On Wed, 18 May 2011 about 09:35:56 -0600, Eric Moore wrote:
> On Wednesday, May 18, 2011 2:24 AM, Milton Miller wrote:
> > On Wed, 18 May 2011 around 17:00:10 +1000, Benjamin Herrenschmidt wrote:
> > > (Just adding Milton to the CC list, he suspects races in the
> > > driver instead).
> > >
> > > On Wed, 2011-05-18 at 08:23 +0400, James Bottomley wrote:
> > > > On Tue, 2011-05-17 at 22:15 -0600, Matthew Wilcox wrote:
> > > > > On Wed, May 18, 2011 at 09:37:08AM +0530, Desai, Kashyap wrote:
> > > > > > On Wed, 2011-05-04 at 17:23 +0530, Kashyap, Desai wrote:
> > > > > > > The following code seems to be there in
> > /usr/src/linux/arch/x86/include/asm/io.h.

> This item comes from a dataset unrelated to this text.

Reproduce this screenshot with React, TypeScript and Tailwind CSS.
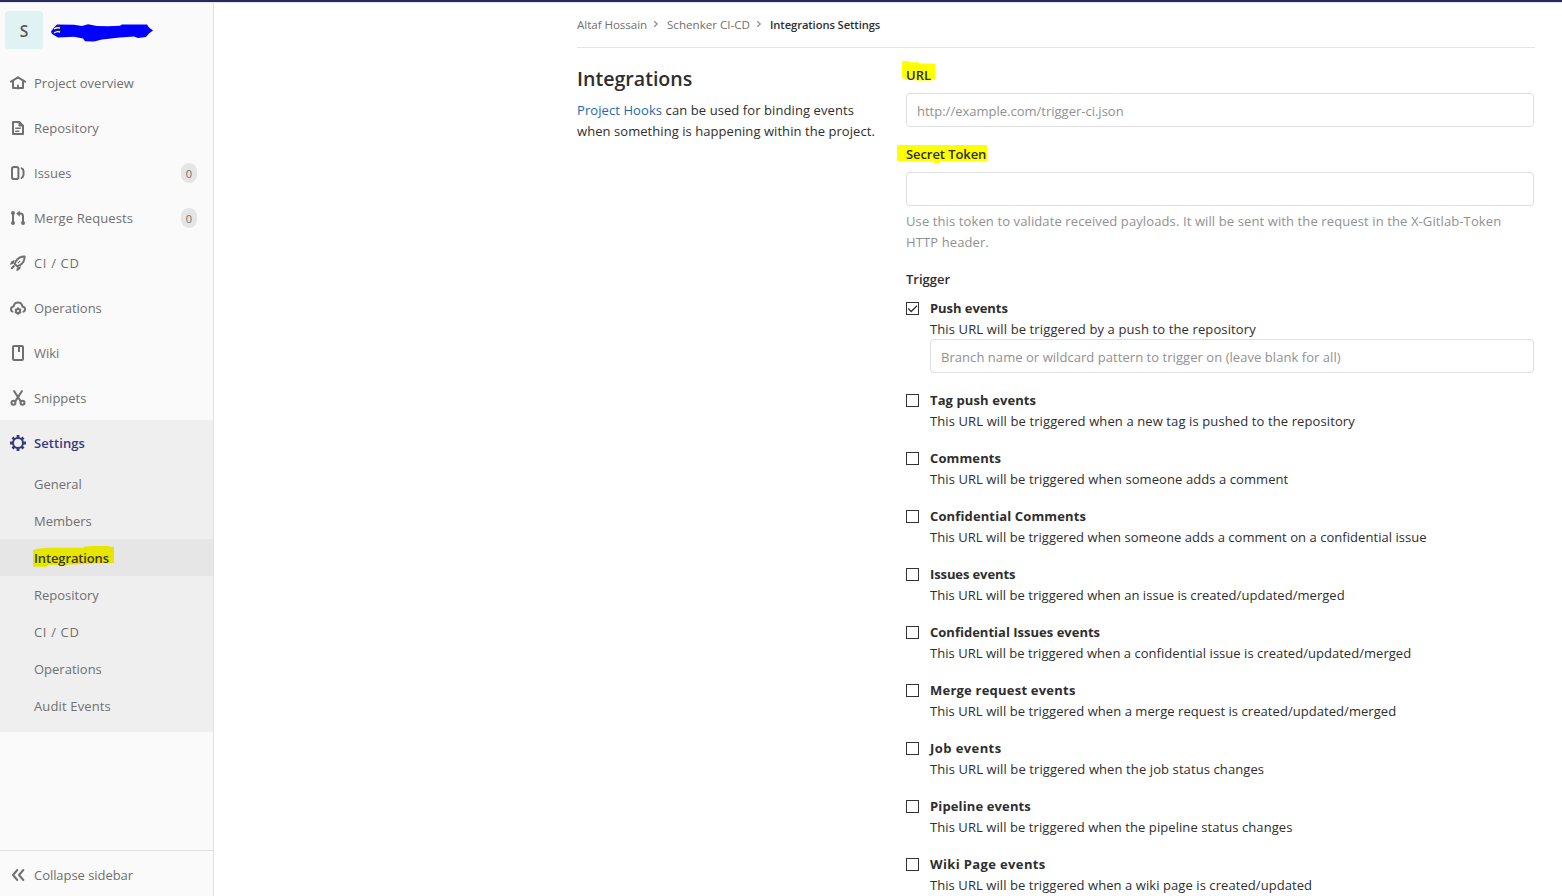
import type { ReactNode } from "react";

function Icon({ children }: { children: ReactNode }) {
  return (
    <svg
      viewBox="0 0 16 16"
      className="h-4 w-4 shrink-0"
      fill="none"
      stroke="currentColor"
      strokeWidth="2"
    >
      {children}
    </svg>
  );
}

const HomeIcon = () => (
  <Icon>
    <path d="M1 6.600 8 2.300l7 4.300" strokeLinecap="round" strokeLinejoin="round" />
    <path d="M3 6v7h10V6" strokeLinejoin="round" />
    <path d="M8 10.500v3" strokeLinecap="round" />
  </Icon>
);

const DocIcon = () => (
  <Icon>
    <path d="M3 2h6.4L13 5.6V14H3z" strokeLinejoin="round" />
    <path d="M9 2v4h4z" fill="currentColor" strokeWidth="1" />
    <path d="M5.200 8.300h5.600M5.200 11.300h4" strokeWidth="1.5" />
  </Icon>
);

const IssuesIcon = () => (
  <Icon>
    <rect x="2" y="2" width="6.400" height="12" rx="1.800" />
    <path d="M11.600 3.400c1.400.5 1.900 1.200 1.900 2.600v3.400c0 1.700-.6 2.800-1.900 3.600" strokeLinecap="round" />
  </Icon>
);

const MergeIcon = () => (
  <Icon>
    <path d="M3 3v10" />
    <circle cx="3" cy="3" r="2" fill="currentColor" stroke="none" />
    <circle cx="3" cy="13" r="2" fill="currentColor" stroke="none" />
    <path d="M9 3.600h1.400C12.200 3.600 13 4.800 13 6.400V13" />
    <path d="M6.200 3.600 9.800.5v6.200z" fill="currentColor" stroke="none" />
    <circle cx="13" cy="13" r="2" fill="currentColor" stroke="none" />
  </Icon>
);

const RocketIcon = () => (
  <Icon>
    <path d="M14.600 1.400c-3.800-.1-6.600 1.400-8.400 4.300L4.700 8.900l2.400 2.400 3.200-1.500c2.900-1.800 4.400-4.600 4.300-8.400z" strokeLinejoin="round" />
    <path d="m8.200 7.800 1.600-1.600" strokeWidth="1.200" strokeLinecap="round" />
    <path d="M4.800 5C2.200 5.200.4 6.800 0 9.800l3.400-.9z" fill="currentColor" stroke="none" />
    <path d="M11 11.200c-.2 2.600-1.800 4.400-4.800 4.800l.9-3.400z" fill="currentColor" stroke="none" />
    <path d="m3.800 11.200-2 2" strokeWidth="2.200" strokeLinecap="round" />
  </Icon>
);

const OperationsIcon = () => (
  <Icon>
    <path d="M2.500 11.600C1.500 11.200 1 10.400 1 9.400c0-1.600 1.100-2.700 2.600-2.900C4 4 5.700 2.500 8 2.500s4 1.500 4.400 4c1.500.2 2.600 1.300 2.600 2.900 0 1-.5 1.800-1.500 2.200" strokeLinecap="round" strokeLinejoin="round" />
    <circle cx="8" cy="11" r="2.100" />
    <path d="M8 7.300v1.500M8 13.200v1.500M4.900 9.200l1.200.7M9.900 12.100l1.200.7M11.100 9.200l-1.200.7M6.100 12.100l-1.200.7" strokeWidth="1.600" />
  </Icon>
);

const BookIcon = () => (
  <Icon>
    <rect x="3" y="1" width="10" height="14" rx="1" />
    <path d="M9 1v6" />
  </Icon>
);

const ScissorsIcon = () => (
  <Icon>
    <path d="m4.200 1.200 6.600 10.300M11.800 1.200 5.200 11.500" strokeLinecap="round" strokeWidth="2.100" />
    <circle cx="3.500" cy="12.700" r="2" />
    <circle cx="12.500" cy="12.700" r="2" />
  </Icon>
);

const GearIcon = () => (
  <Icon>
    <circle cx="8" cy="8" r="5" />
    <path
      d="M8 0v3M8 13v3M0 8h3M13 8h3M2.500 2.500l2 2M11.500 11.500l2 2M13.500 2.500l-2 2M4.500 11.500l-2 2"
      strokeWidth="2.800"
    />
  </Icon>
);

const CollapseIcon = () => (
  <Icon>
    <path d="M7.300 3 3 8l4.300 5M13.300 3 9 8l4.300 5" strokeLinecap="round" strokeLinejoin="round" />
  </Icon>
);

type NavEntry = { label: string; icon: ReactNode; count?: number; tracking?: string };

const nav: NavEntry[] = [
  { label: "Project overview", icon: <HomeIcon /> },
  { label: "Repository", icon: <DocIcon /> },
  { label: "Issues", icon: <IssuesIcon />, count: 0 },
  { label: "Merge Requests", icon: <MergeIcon />, count: 0, tracking: "tracking-[0.1px]" },
  { label: "CI / CD", icon: <RocketIcon />, tracking: "tracking-[0.65px]" },
  { label: "Operations", icon: <OperationsIcon /> },
  { label: "Wiki", icon: <BookIcon /> },
  { label: "Snippets", icon: <ScissorsIcon /> },
];

const settingsNav = [
  { label: "General" },
  { label: "Members" },
  { label: "Integrations", active: true },
  { label: "Repository" },
  { label: "CI / CD", tracking: "tracking-[0.65px]" },
  { label: "Operations" },
  { label: "Audit Events", tracking: "tracking-[0.14px]" },
];

function Sidebar() {
  return (
    <aside className="flex w-[214px] shrink-0 flex-col border-r border-[#e1e1e1] bg-[#fafafa] text-[#707070]">
      <div className="relative flex h-[57px] items-start pt-2 pl-[5px]">
        <div className="flex h-[38px] w-[38px] items-center justify-center rounded-[4px] bg-[#e0f2f1] pt-0.5 text-[15.5px] font-semibold text-[#555]">
          S
        </div>
        <svg className="absolute top-5 left-[50px] h-[20px] w-[105px]" viewBox="0 0 105 20">
          <path
            d="M7 1.500 24 1.800 32 3 38 1.300 47 3 58 3.200 70 2.700 72 1.500H97L99 4.500 103 7.500 99 10.500 96 14 88 15 84 13.500 70 14.500 52 16.500 44 18.500 35 18.300 33 15.500 24 13.800 8 14.500 2 11 1 8.500 4 4.500z"
            fill="#0000ff"
          />
          <path d="M4 6c2-1.500 3-1.500 6-1M4 10c2-1.500 3-2 6-1" fill="none" stroke="#fafafa" strokeWidth="1.400" />
          <path d="M5 4c2-1.500 4-1.500 6 0M6 7.500h5" fill="none" stroke="#333" strokeWidth="1" />
        </svg>
      </div>

      <nav className="flex flex-col">
        {nav.map((n) => (
          <a key={n.label} className="flex h-[45px] items-center pt-px pr-4 pl-2.5">
            {n.icon}
            <span className={`mt-px ml-2 flex-1 ${n.tracking ?? ""}`}>{n.label}</span>
            {n.count !== undefined && (
              <span className="flex h-5 w-4 items-center justify-center rounded-full bg-[#e5e5e5] pt-px text-[11px]">
                {n.count}
              </span>
            )}
          </a>
        ))}
        <div className="bg-[#efefef] pb-2">
          <a className="flex h-[45px] items-center pt-px pl-2.5 text-[#393982]">
            <GearIcon />
            <span className="mt-px ml-2 font-semibold tracking-[0.08px]">Settings</span>
          </a>
          {settingsNav.map((s) =>
            s.active ? (
              <a
                key={s.label}
                className="relative isolate flex h-[37px] items-center bg-[#e6e6e6] pt-0.5 pl-[34px] font-semibold tracking-[-0.13px] text-[#3a3a10]"
              >
                <svg className="absolute top-[7px] left-[33px] -z-10 h-[22px] w-[81px]" viewBox="0 0 81 22">
                  <path d="M0 4 6 2.500 16 1.800 50 1.800 52 .5 60 0H76V.8H81V17H68L50 18 30 19H14V20.800H0z" fill="#e6e600" />
                </svg>
                {s.label}
              </a>
            ) : (
              <a key={s.label} className={`flex h-[37px] items-center pt-0.5 pl-[34px] ${s.tracking ?? ""}`}>
                {s.label}
              </a>
            ),
          )}
        </div>
      </nav>

      <button className="mt-auto flex h-[46px] items-center border-t border-[#e1e1e1] pt-[3px] pl-2.5">
        <CollapseIcon />
        <span className="ml-2 tracking-[-0.05px]">Collapse sidebar</span>
      </button>
    </aside>
  );
}

function Chevron() {
  return (
    <span className="flex w-5 justify-center pr-0.5">
      <svg viewBox="0 0 6 8" className="h-2 w-1.5" fill="none" stroke="#8c8c8c" strokeWidth="1.200">
        <path d="M1.200 1.200 4.200 4 1.200 6.800" />
      </svg>
    </span>
  );
}

type HookEvent = { title: string; text: string; checked?: boolean; titleTracking: string; textTracking: string };

const events: HookEvent[] = [
  { title: "Push events", text: "by a push to the repository", checked: true, titleTracking: "tracking-[-0.06px]", textTracking: "tracking-[0.12px]" },
  { title: "Tag push events", text: "when a new tag is pushed to the repository", titleTracking: "tracking-[0.1px]", textTracking: "tracking-[0.11px]" },
  { title: "Comments", text: "when someone adds a comment", titleTracking: "tracking-[0.12px]", textTracking: "tracking-[0.08px]" },
  { title: "Confidential Comments", text: "when someone adds a comment on a confidential issue", titleTracking: "tracking-[0.13px]", textTracking: "tracking-[0.05px]" },
  { title: "Issues events", text: "when an issue is created/updated/merged", titleTracking: "tracking-[-0.11px]", textTracking: "tracking-[0.04px]" },
  { title: "Confidential Issues events", text: "when a confidential issue is created/updated/merged", titleTracking: "tracking-[0.01px]", textTracking: "tracking-[0.03px]" },
  { title: "Merge request events", text: "when a merge request is created/updated/merged", titleTracking: "tracking-[0.22px]", textTracking: "tracking-[0.055px]" },
  { title: "Job events", text: "when the job status changes", titleTracking: "tracking-[0.42px]", textTracking: "tracking-[0.1px]" },
  { title: "Pipeline events", text: "when the pipeline status changes", titleTracking: "tracking-[0.13px]", textTracking: "tracking-[0.075px]" },
  { title: "Wiki Page events", text: "when a wiki page is created/updated", titleTracking: "tracking-[0.37px]", textTracking: "tracking-[0.07px]" },
];

const field =
  "block h-[34px] w-full rounded-[4px] border border-[#dfdfdf] bg-white px-2.5 pt-0.5 placeholder:text-[#919191]";

function Checkbox({ checked }: { checked?: boolean }) {
  return (
    <span className="mt-1 flex h-[13px] w-[13px] shrink-0 border border-[#333] bg-white">
      {checked && (
        <svg viewBox="0 0 11 11" className="h-[11px] w-[11px]" fill="none" stroke="#333" strokeWidth="1.300">
          <path d="M1.200 5.500 4.200 8.500 10 2.700" />
        </svg>
      )}
    </span>
  );
}

export default function App() {
  return (
    <div className="flex h-[896px] w-[1562px] flex-col overflow-hidden bg-white font-['Open_Sans','Noto_Sans',sans-serif] text-[13px] leading-[21px] text-[#2e2e2e]">
      <div className="h-[3px] shrink-0 border-b border-[#e5e5e5] bg-[#292961]" />
      <div className="flex min-h-0 flex-1">
        <Sidebar />
        <main className="ml-[363px] w-[958px]">
          <div className="flex h-[45px] items-center border-b border-[#e5e5e5] pb-0.5 text-[11.6px] text-[#707070]">
            <span className="w-[70px] tracking-[-0.05px] whitespace-nowrap">Altaf Hossain</span>
            <Chevron />
            <span className="w-[83px] whitespace-nowrap">Schenker CI-CD</span>
            <Chevron />
            <span className="text-[11.2px] font-semibold tracking-[-0.09px] text-[#2e2e2e]">Integrations Settings</span>
          </div>
          <div className="flex pr-px">
            <section className="w-[329px] shrink-0 pt-[18px]">
              <h4 className="text-[19.600px] leading-[26px] font-semibold">Integrations</h4>
              <p className="mt-2 tracking-[0.06px] whitespace-nowrap">
                <span className="tracking-[0.085px]">
                  <a className="text-[#1b69b6]">Project Hooks</a> can be used for binding events
                </span>
                <br />
                when something is happening within the project.
              </p>
            </section>
            <section className="min-w-0 flex-1 pt-[17px]">
              <label className="relative isolate mb-[7px] block font-semibold">
                <svg className="absolute -top-[4px] -left-[4px] -z-10 h-[20px] w-[33px]" viewBox="0 0 33 20">
                  <path d="M0 0H7V1.300H17V2.500H33V18.300H30V19.500H14V18.300H4L0 17z" fill="#ffff00" />
                </svg>
                URL
              </label>
              <input className={field} placeholder="http://example.com/trigger-ci.json" />
              <label className="relative isolate mt-[17px] mb-[7px] block font-semibold tracking-[-0.08px]">
                <svg className="absolute top-px -left-[9px] -z-10 h-[18px] w-[90px]" viewBox="0 0 90 18">
                  <path d="M0 0H90V16H43V18H37V16H0z" fill="#ffff00" />
                </svg>
                Secret Token
              </label>
              <input className={field} />
              <p className="mt-[5px] mb-4 tracking-[0.11px] text-[#919191]">
                Use this token to validate received payloads. It will be sent with the request in the X-Gitlab-Token
                <br />
                HTTP header.
              </p>
              <div className="mb-2 font-semibold">Trigger</div>
              {events.map((e) => (
                <div key={e.title} className={`flex ${e.checked ? "mb-[17px]" : "mb-4"}`}>
                  <Checkbox checked={e.checked} />
                  <div className="ml-[11px] flex-1">
                    <div className={`font-bold ${e.titleTracking}`}>{e.title}</div>
                    <p className={e.textTracking}>This URL will be triggered {e.text}</p>
                    {e.checked && (
                      <input
                        className={`${field} -mt-px tracking-[0.05px]`}
                        placeholder="Branch name or wildcard pattern to trigger on (leave blank for all)"
                      />
                    )}
                  </div>
                </div>
              ))}
            </section>
          </div>
        </main>
      </div>
    </div>
  );
}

> > > > > > > This is not going to work.
> > > > > > >
> > > > > > > static inline void writeq(__u64 val, volatile void __iomem *addr)
> > > > > > > {
> > > > > > > writel(val, addr);
> > > > > > > writel(val >> 32, addr+4);
> > > > > > > }
> > > > > > >
> > > > > > > So with this code turned on in the kernel, there is going to be
> > race condition
> > > > > > > where multiple cpus can be writing to the request descriptor at
> > the same time.
> > > > > > >
> > > > > > > Meaning this could happen:
> > > > > > > (A) CPU A doest 32bit write
> > > > > > > (B) CPU B does 32 bit write
> > > > > > > (C) CPU A does 32 bit write
> > > > > > > (D) CPU B does 32 bit write
> > > > > > >
> > > > > > > We need the 64 bit completed in one access pci memory write, else
> > spin lock is required.
> > > > > > > Since it's going to be difficult to know which writeq was
> > implemented in the kernel,
> > > > > > > the driver is going to have to always acquire a spin lock each
> > time we do 64bit write.
> > > > > > >
> > > > > > > Cc: stable@xxxxxxxxxx
> > > > > > > Signed-off-by: Kashyap Desai <kashyap.desai@xxxxxxx>
> > > > > > > ---
> > > > > > > diff --git a/drivers/scsi/mpt2sas/mpt2sas_base.c
> > b/drivers/scsi/mpt2sas/mpt2sas_base.c
> > > > > > > index efa0255..5778334 100644
> > > > > > > --- a/drivers/scsi/mpt2sas/mpt2sas_base.c
> > > > > > > +++ b/drivers/scsi/mpt2sas/mpt2sas_base.c
> > > > > > > @@ -1558,7 +1558,6 @@ mpt2sas_base_free_smid(struct
> > MPT2SAS_ADAPTER *ioc, u16 smid)
> > > > > > > * care of 32 bit environment where its not quarenteed to send
> > the entire word
> > > > > > > * in one transfer.
> > > > > > > */
> > > > > > > -#ifndef writeq
> > > > > >
> > > > > > Why not make this #ifndef CONFIG_64BIT? You know that all 64 bit
> > > > > > systems have writeq implemented correctly; you suspect 32 bit
> > systems
> > > > > > don't.
> > > > > >
> > > > > > James
> > > > > >
> > > > > > James, This issue was observed on PPC64 system. So what you have
> > suggested will not solve this issue.
> > > > > > If we are sure that writeq() is atomic across all architecture, we
> > can use it safely. As we have seen issue on ppc64, we are not confident to
> > use
> > > > > > "writeq" call.
> > > > >
> > > > > So have you told the powerpc people that they have a broken writeq?
> > > >
> > > > I'm just in the process of finding them now on IRC so I can demand an
> > > > explanation: this is a really serious API problem because writeq is
> > > > supposed to be atomic on 64 bit.
> > > >
> > > > > And why do you obfuscate your report by talking about i386 when it's
> > > > > really about powerpc64?
> > > >
> > > > James
> >
> > I checked the assembly for my complied output and it ends up with
> > a single std (store doubleword aka 64 bits) instruction with offset
> > 192 decimal (0xc0) from the base register obtained from the structure.
> >
> > An aligned doubleword store is atomic on 64 bit powerpc.
> >
> > So I would really like more details if you are blaming 64 bit
> > powerpc of a non-atomic store.
> >
> > That said, the patch will affect the code by adding barriers.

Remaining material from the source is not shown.